The Denver Post’s Saja Hindi published before Chirstmas a very good long-form story on the changing politics of reproductive choice in Colorado, an issue long disparaged by local political reporters as irrelevant given the state’s solid Democratic control of the levers of power, but no longer as the rightward lurch of the federal judiciary up to and including the U.S. Supreme Court under President Donald Trump makes the previously unthinkable in terms of weakening abortion rights an increasing likelihood:
“It’s a moment where we have to decide what kind of society we want to have looking forward and who gets to decide who gets to control our access to information about reproductive health care,” said Karen Middleton, NARAL Pro-Choice Colorado executive director. “It’s information and access, and both of those are being limited by policies at the federal level and the Supreme Court. And ultimately, it could be a Supreme Court decision that could overturn a lot of this.”
What’s happening in the rest of the country is setting off major alarms for Colorado advocates who want to protect the state from reduced access both on behalf of residents and for women traveling from other parts of the country.
“In Colorado, it’s imperative that we hold our ground on this issue and continue being a safe haven for folks who must bear the burden of travel for their abortion care, while also continuing to expand access and affordability to reproductive health care for folks who already live in our state,” said Fawn Bolak, Keep Abortion Safe co-founder.
In the last fifteen years, Colorado voters have repeatedly and soundly rejected “Personhood” abortion ban ballot measures. Perennial Republican legislative attempts to both make abortion a felony as well as impose the full range of “targeted restrictions on abortion providers,” a.k.a. TRAP laws, like those making their way through the court system after passage in other states have all failed. In 2020, local Republicans are promising to introduce another round of anti-abortion legislation, and in the context of a right-leaning Supreme Court ready to uphold such laws these efforts can no longer simply be written off–despite a strong Democratic majority in the legislature to ensure the bills don’t get far in Colorado. Colorado is only one election away from abortion laws that would have been unimaginable a decade ago.
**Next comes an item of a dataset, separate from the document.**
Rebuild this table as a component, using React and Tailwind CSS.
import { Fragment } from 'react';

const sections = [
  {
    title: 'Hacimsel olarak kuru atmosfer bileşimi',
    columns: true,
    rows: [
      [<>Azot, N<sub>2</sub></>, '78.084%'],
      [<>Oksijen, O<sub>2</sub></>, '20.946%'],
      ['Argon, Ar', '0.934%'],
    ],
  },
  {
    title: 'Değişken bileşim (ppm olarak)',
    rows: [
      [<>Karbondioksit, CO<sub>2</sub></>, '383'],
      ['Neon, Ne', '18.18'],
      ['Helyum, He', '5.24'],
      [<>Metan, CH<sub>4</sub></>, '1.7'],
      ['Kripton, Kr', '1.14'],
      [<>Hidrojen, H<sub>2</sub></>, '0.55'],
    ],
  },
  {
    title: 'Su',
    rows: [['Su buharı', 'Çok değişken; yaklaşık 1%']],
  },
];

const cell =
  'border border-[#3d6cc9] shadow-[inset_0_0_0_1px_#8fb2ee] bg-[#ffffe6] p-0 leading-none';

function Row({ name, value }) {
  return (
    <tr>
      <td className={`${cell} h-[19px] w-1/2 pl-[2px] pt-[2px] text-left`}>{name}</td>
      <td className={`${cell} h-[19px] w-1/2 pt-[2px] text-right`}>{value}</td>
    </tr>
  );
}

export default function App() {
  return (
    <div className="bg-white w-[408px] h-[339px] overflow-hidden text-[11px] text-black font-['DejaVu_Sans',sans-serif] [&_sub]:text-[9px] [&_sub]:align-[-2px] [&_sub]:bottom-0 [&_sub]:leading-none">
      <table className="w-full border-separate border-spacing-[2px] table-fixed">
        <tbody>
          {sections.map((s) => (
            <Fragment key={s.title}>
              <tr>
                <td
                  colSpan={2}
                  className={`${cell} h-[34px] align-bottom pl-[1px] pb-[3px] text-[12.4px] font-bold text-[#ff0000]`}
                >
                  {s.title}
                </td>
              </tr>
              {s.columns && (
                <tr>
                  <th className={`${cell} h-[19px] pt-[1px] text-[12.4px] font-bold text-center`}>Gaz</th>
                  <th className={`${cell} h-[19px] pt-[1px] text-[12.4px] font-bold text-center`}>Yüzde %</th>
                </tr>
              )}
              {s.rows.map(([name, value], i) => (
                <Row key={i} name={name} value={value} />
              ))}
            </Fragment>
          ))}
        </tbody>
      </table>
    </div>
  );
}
Although the prevalent conventional wisdom is that abortion doesn’t itself decide elections, being an issue that according to polls contributes to but does not dominate the agenda of left-breaking unaffiliated voters who represent a plurality in Colorado, the likely presence of another abortion restriction ballot measure on the 2020 ballot will ensure abortion factors in voters’ choices up and down the ballot. Anti-abortion Republicans hope the sidestep of banning abortions later in pregnancy will draw greater support, but it’s still an arbitrary unscientific limit on a personal medical decision.
Coloradans vote no on those, and Republicans historically suffer collateral damage from the attempt. Sen. Cory Gardner’s 2014 victory, in which his opposition to abortion rights became a counterintuitive asset by persuading jaded reporters Mark Udall’s warnings about Gardner on the issue were “too shrill,” runs counter to that historic trend. In 2020, Gardner’s personal role in shifting the federal judiciary toward hostility to abortion and this latest state-level assault on abortion rights will both face the ultimate test.
We don’t foresee this ticket splitting.